The third is renewal-time edition optionality. Customers who discover at renewal that they do not actually need Private Cloud Edition should have a contractual path to renew at a narrower edition without penalty. The default order form does not give them this path.
The audit dimension
One under-discussed aspect of Private Cloud Edition is the audit dimension. Because the edition includes features that customers may not use, the audit interrogation often surfaces a subtle but real problem: enabled-but-not-used features.
An NSX distributed firewall that was configured during a project and left running. An Aria Operations monitoring scope that includes environments outside the VCF estate. An HCX appliance still active after a migration completed.

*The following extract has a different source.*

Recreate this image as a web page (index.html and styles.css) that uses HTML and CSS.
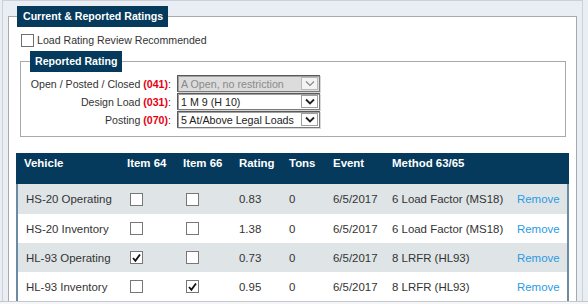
FILE: index.html
```html
<!DOCTYPE html>
<html>
<head>
<meta charset="utf-8">
<link rel="stylesheet" href="styles.css">
</head>
<body>
<div class="viewport">
  <div class="frame">
    <fieldset class="panel">
      <legend class="legend">Current &amp; Reported Ratings</legend>
      <div class="check-row"><span class="box"></span><span>Load Rating Review Recommended</span></div>
      <fieldset class="sub">
        <legend class="legend">Reported Rating</legend>
        <div class="form-grid">
          <span class="lbl">Open / Posted / Closed <b class="code">(041)</b>:</span>
          <div class="sel disabled"><span class="sel-text">A Open, no restriction</span><span class="sel-btn"><svg width="10" height="7" viewBox="0 0 10 7"><path d="M1 1.5 L5 5.5 L9 1.5" fill="none" stroke="#8a8a8a" stroke-width="1.2"/></svg></span></div>
          <span class="lbl">Design Load <b class="code">(031)</b>:</span>
          <div class="sel"><span class="sel-text">1 M 9 (H 10)</span><span class="sel-btn"><svg width="10" height="7" viewBox="0 0 10 7"><path d="M1 1.5 L5 5.5 L9 1.5" fill="none" stroke="#222" stroke-width="1.8"/></svg></span></div>
          <span class="lbl">Posting <b class="code">(070)</b>:</span>
          <div class="sel"><span class="sel-text">5 At/Above Legal Loads</span><span class="sel-btn"><svg width="10" height="7" viewBox="0 0 10 7"><path d="M1 1.5 L5 5.5 L9 1.5" fill="none" stroke="#222" stroke-width="1.8"/></svg></span></div>
        </div>
      </fieldset>
      <table class="grid">
        <colgroup>
          <col class="c-veh"><col class="c-chk"><col class="c-chk"><col class="c-rat"><col class="c-ton"><col class="c-evt"><col class="c-met"><col class="c-rem">
        </colgroup>
        <thead>
          <tr><th>Vehicle</th><th>Item 64</th><th>Item 66</th><th>Rating</th><th>Tons</th><th>Event</th><th>Method 63/65</th><th></th></tr>
        </thead>
        <tbody>
          <tr class="alt"><td>HS-20 Operating</td><td><span class="box sm"></span></td><td><span class="box sm"></span></td><td>0.83</td><td>0</td><td>6/5/2017</td><td>6 Load Factor (MS18)</td><td><a class="link">Remove</a></td></tr>
          <tr><td>HS-20 Inventory</td><td><span class="box sm"></span></td><td><span class="box sm"></span></td><td>1.38</td><td>0</td><td>6/5/2017</td><td>6 Load Factor (MS18)</td><td><a class="link">Remove</a></td></tr>
          <tr class="alt"><td>HL-93 Operating</td><td><span class="box sm"><svg width="12" height="12" viewBox="0 0 12 12"><path d="M2.2 6 L4.8 9 L9.8 2.2" fill="none" stroke="#111" stroke-width="2"/></svg></span></td><td><span class="box sm"></span></td><td>0.73</td><td>0</td><td>6/5/2017</td><td>8 LRFR (HL93)</td><td><a class="link">Remove</a></td></tr>
          <tr><td>HL-93 Inventory</td><td><span class="box sm"></span></td><td><span class="box sm"><svg width="12" height="12" viewBox="0 0 12 12"><path d="M2.2 6 L4.8 9 L9.8 2.2" fill="none" stroke="#111" stroke-width="2"/></svg></span></td><td>0.95</td><td>0</td><td>6/5/2017</td><td>8 LRFR (HL93)</td><td><a class="link">Remove</a></td></tr>
        </tbody>
      </table>
    </fieldset>
  </div>
</div>
</body>
</html>
```
FILE: styles.css
```css
* { box-sizing: border-box; }
html, body { margin: 0; padding: 0; }
body {
  background: #f4f6f8;
  font-family: "Liberation Sans", Arial, sans-serif;
  color: #333;
}
.viewport {
  height: 302px;
  overflow: hidden;
  border-bottom: 1px solid #c4c8cc;
  background: #e8eef3;
}
.frame {
  margin-left: 2px;
  width: 581px;
  min-height: 400px;
  border: 1px solid #cbd1d6;
  border-bottom: 0;
  padding: 5px 5px 0 5px;
  background: #e8eef3;
}
.panel {
  margin: 0;
  min-width: 0;
  border: 1px solid #a9a9a9;
  padding: 0 6px 20px 6px;
  background: #fff;
}
.legend {
  margin-left: 2px;
  padding: 0 5px 0 6px;
  background: #053a5c;
  color: #fff;
  font-weight: bold;
  font-size: 10.6px;
  line-height: 21px;
}
.check-row {
  display: flex;
  align-items: center;
  gap: 3px;
  margin: 5px 0 0 6px;
  height: 16px;
  font-size: 10.6px;
}
.box {
  display: inline-flex;
  align-items: center;
  justify-content: center;
  width: 13px;
  height: 13px;
  border: 1px solid #6f6f6f;
  background: #fff;
  flex: none;
}
.box.sm {
  width: 13px;
  height: 13px;
  margin-left: 3px;
  vertical-align: middle;
  border-color: #777;
}
.box svg { display: block; }
.sub {
  margin: 3px 4px 0 5px;
  min-width: 0;
  border: 1px solid #a9a9a9;
  padding: 3px 9px 8px 9px;
}
.sub .legend { margin-left: 0; padding: 0 5px; }
.form-grid {
  display: grid;
  grid-template-columns: 141px 143px;
  column-gap: 6px;
  row-gap: 1px;
  align-items: center;
  font-size: 10.6px;
}
.lbl {
  text-align: right;
  white-space: nowrap;
}
.code { color: #e8000e; }
.sel {
  display: flex;
  align-items: center;
  justify-content: space-between;
  height: 17px;
  border: 1px solid #7a7a7a;
  border-top-color: #5a5a5a;
  border-left-color: #5a5a5a;
  box-shadow: inset 1px 1px 0 #a0a0a0, 1px 1px 0 #d6d6d6;
  background: #fff;
  padding: 0 1px 0 3px;
  font-size: 10.7px;
  color: #222;
}
.sel.disabled {
  background: #dcdcdc;
  color: #8a8a8a;
}
.sel-text { white-space: nowrap; }
.sel-btn {
  display: flex;
  align-items: center;
  justify-content: center;
  width: 17px;
  height: 13px;
  border: 1px solid #9e9e9e;
  background: #fff;
}
.sel.disabled .sel-btn { background: #f3f3f3; border-color: #b8b8b8; }
.grid {
  margin: 16px 1px 0 1px;
  width: 553px;
  table-layout: fixed;
  border-collapse: separate;
  border-spacing: 0;
  font-size: 11.45px;
}
.c-veh { width: 103px; }
.c-chk { width: 56px; }
.c-rat { width: 50px; }
.c-ton { width: 44px; }
.c-evt { width: 59px; }
.c-met { width: 125px; }
.c-rem { width: 60px; }
.grid th, .grid td {
  padding: 0 0 0 8px;
  text-align: left;
  white-space: nowrap;
}
.grid thead tr { height: 31px; }
.grid th {
  background: #053a5c;
  color: #fff;
  font-weight: bold;
  vertical-align: top;
  padding-top: 3px;
  line-height: 14px;
}
.grid tbody tr { height: 29px; }
.grid tbody tr:first-child { height: 30px; }
.grid td { vertical-align: middle; }
.grid tr.alt td { background: #dfe5e7; }
.grid td:first-child { border-left: 2px solid #6b8aa3; }
.grid td:last-child { border-right: 2px solid #6b8aa3; }
.link { color: #2a9be3; }
```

Each of these can become a discussion point in an audit even when the customer's intent was reasonable.
The defensive posture is operational rather than legal: maintain a quarterly review of which features inside the Private Cloud Edition bundle are actually deployed, document the configuration state, and disable features that are not in use. The reviews are not difficult; what they require is ownership, and most organisations do not assign it explicitly.
Closing
VCF Private Cloud Edition is the right SKU for organisations actually operating an on-premises private cloud — but that population is narrower than Broadcom's positioning suggests. Customers who use the broader bundle as designed get genuine value from the integration. Customers who use only part of the bundle pay full price for full scope and acquire audit surface they would otherwise not have.
The right answer for any given customer comes from honest assessment of deployed capability, not from accepting the default account-team recommendation. The customers who get this decision right do the assessment first, negotiate the edition second, and treat the bundled feature set as a contract to be defended for the duration of the term.